### [Directive]
Could the lines from the start of the data through the line with "const cx = (...a)" be set down exactly, with no pictures among them?

### [Information supplied]
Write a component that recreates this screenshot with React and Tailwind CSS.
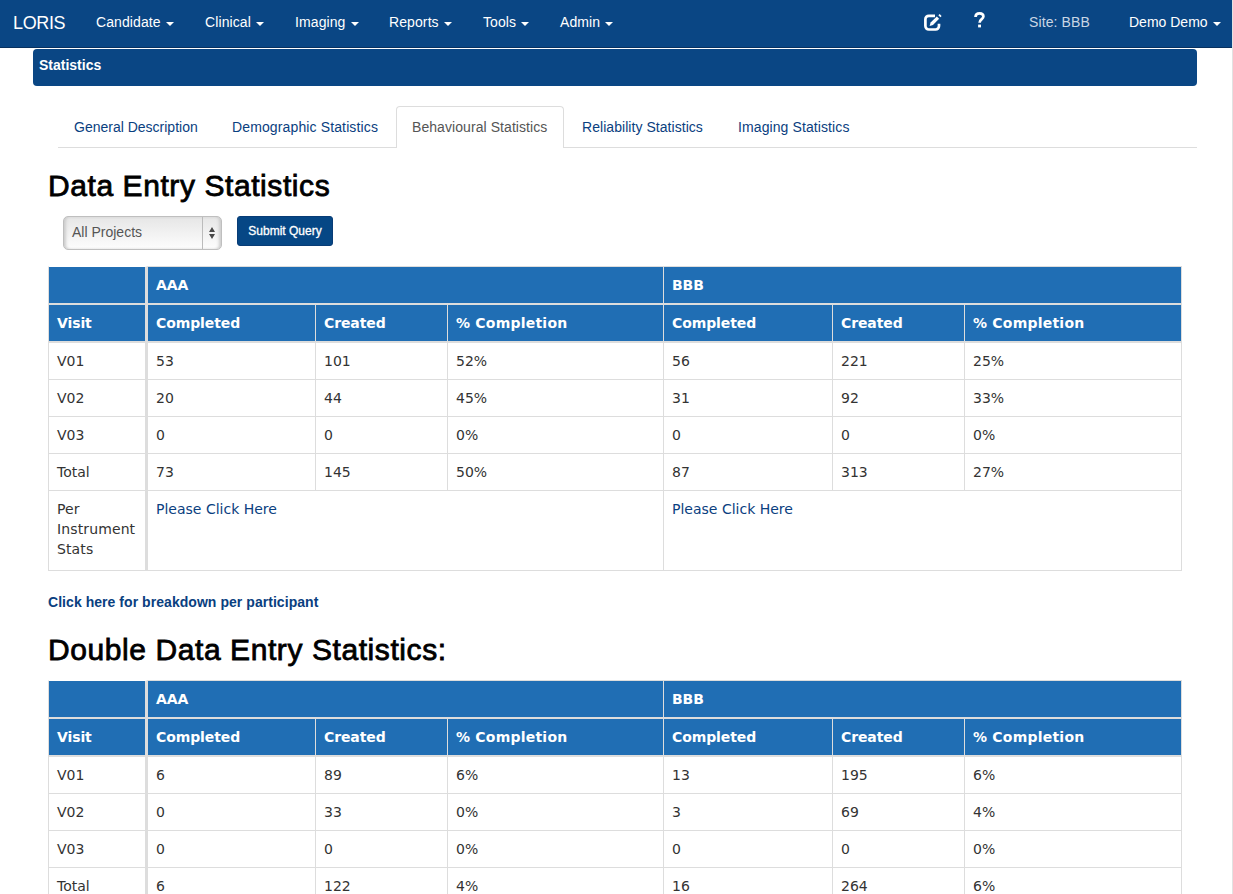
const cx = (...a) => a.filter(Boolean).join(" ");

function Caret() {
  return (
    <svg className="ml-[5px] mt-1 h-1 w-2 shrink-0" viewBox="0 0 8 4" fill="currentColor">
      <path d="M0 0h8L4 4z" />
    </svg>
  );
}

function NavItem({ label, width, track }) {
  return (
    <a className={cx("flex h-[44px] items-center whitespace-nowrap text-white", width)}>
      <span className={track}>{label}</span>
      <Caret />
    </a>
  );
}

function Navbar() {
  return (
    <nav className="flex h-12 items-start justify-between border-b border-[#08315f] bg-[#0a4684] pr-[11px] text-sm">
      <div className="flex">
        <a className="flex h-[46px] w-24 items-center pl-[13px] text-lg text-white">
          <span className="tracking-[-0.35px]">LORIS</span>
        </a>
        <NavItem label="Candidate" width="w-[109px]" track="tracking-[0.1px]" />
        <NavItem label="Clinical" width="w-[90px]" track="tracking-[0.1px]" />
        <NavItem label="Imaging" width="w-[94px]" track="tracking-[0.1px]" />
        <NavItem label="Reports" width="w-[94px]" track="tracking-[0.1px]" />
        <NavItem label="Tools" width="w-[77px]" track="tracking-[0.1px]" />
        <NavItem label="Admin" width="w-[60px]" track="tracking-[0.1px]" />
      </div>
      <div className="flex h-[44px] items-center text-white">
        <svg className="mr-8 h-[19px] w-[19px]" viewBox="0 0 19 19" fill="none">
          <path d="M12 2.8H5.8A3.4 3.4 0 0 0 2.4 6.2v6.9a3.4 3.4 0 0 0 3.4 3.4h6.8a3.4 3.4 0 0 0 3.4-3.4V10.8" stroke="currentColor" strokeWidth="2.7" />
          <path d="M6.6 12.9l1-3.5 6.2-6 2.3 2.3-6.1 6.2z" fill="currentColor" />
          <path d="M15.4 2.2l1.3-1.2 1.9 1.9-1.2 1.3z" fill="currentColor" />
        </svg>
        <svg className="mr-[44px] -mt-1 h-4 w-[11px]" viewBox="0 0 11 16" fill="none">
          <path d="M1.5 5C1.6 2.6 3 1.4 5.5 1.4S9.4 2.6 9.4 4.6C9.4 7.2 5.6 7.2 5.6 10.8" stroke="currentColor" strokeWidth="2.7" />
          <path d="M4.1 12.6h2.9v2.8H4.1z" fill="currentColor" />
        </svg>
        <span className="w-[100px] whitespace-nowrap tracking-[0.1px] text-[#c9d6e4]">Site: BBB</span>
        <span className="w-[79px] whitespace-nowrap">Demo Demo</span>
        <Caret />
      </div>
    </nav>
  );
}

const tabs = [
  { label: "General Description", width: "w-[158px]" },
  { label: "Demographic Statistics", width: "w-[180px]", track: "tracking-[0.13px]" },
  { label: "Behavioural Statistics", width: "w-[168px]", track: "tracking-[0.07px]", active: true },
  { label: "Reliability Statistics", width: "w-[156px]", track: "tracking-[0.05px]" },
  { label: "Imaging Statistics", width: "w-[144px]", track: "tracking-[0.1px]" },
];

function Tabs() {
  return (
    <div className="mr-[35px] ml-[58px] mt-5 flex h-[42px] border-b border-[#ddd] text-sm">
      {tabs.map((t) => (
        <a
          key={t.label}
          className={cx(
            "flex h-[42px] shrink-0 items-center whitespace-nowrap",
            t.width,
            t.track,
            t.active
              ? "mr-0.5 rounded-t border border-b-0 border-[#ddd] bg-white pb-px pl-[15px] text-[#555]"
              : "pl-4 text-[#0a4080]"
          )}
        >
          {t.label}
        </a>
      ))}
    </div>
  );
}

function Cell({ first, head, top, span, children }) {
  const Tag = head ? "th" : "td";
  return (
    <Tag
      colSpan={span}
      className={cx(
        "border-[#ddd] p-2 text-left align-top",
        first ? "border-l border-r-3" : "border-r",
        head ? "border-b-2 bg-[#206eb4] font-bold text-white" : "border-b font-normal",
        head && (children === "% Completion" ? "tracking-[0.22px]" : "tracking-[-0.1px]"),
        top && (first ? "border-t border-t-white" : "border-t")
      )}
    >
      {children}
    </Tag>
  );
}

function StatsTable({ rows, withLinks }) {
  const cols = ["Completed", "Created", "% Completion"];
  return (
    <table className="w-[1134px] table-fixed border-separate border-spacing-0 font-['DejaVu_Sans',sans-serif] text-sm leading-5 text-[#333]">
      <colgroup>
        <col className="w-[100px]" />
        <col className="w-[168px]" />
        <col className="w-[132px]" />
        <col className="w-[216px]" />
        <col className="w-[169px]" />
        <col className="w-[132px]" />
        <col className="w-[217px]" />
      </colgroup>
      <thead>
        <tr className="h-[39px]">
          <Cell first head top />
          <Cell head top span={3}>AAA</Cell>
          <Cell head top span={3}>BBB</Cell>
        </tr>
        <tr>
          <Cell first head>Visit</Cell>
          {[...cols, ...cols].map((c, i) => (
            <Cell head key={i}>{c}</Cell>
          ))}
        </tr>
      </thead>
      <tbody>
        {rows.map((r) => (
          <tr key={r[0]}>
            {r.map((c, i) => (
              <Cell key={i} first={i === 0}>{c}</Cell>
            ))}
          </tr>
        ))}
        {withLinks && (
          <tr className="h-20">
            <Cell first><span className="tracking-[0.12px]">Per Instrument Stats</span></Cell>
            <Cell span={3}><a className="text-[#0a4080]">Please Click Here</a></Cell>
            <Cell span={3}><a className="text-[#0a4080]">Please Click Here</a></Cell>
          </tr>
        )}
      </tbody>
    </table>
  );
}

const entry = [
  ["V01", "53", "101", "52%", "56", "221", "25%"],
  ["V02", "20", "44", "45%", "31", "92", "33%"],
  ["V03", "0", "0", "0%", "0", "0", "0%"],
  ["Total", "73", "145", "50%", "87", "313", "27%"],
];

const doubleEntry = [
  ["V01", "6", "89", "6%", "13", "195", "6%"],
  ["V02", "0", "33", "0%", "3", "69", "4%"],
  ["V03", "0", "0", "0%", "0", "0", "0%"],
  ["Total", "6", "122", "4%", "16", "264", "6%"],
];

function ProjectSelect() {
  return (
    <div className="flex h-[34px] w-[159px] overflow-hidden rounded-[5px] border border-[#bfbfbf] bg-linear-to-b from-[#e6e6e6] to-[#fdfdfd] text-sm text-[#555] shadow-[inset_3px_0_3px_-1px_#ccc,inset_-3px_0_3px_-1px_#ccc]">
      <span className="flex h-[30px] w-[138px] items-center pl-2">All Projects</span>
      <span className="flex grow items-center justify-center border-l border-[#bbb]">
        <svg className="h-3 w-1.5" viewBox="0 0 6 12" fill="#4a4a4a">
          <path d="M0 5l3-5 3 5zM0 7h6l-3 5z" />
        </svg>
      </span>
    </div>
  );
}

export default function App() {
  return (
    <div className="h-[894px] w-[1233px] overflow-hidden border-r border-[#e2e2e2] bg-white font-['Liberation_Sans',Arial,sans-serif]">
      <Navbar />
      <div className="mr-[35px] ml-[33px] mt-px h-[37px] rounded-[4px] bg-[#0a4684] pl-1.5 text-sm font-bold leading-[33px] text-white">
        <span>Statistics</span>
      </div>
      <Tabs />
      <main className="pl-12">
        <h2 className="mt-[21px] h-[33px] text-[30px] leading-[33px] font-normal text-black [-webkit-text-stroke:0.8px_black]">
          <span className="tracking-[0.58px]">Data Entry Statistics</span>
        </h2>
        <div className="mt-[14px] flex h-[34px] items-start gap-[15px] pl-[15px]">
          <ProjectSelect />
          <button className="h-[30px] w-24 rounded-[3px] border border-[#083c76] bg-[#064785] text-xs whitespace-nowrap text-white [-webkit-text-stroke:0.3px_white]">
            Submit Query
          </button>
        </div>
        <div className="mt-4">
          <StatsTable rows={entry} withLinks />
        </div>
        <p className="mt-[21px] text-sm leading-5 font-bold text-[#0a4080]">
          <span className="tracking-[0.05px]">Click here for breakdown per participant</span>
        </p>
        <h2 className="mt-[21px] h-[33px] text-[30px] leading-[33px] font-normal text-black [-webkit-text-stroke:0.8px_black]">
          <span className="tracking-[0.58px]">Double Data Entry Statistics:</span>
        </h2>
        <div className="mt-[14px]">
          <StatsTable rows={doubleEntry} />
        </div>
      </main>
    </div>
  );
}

### [Exercise answer]
Write a component that recreates this screenshot with React and Tailwind CSS.
const cx = (...a) => a.filter(Boolean).join(" ");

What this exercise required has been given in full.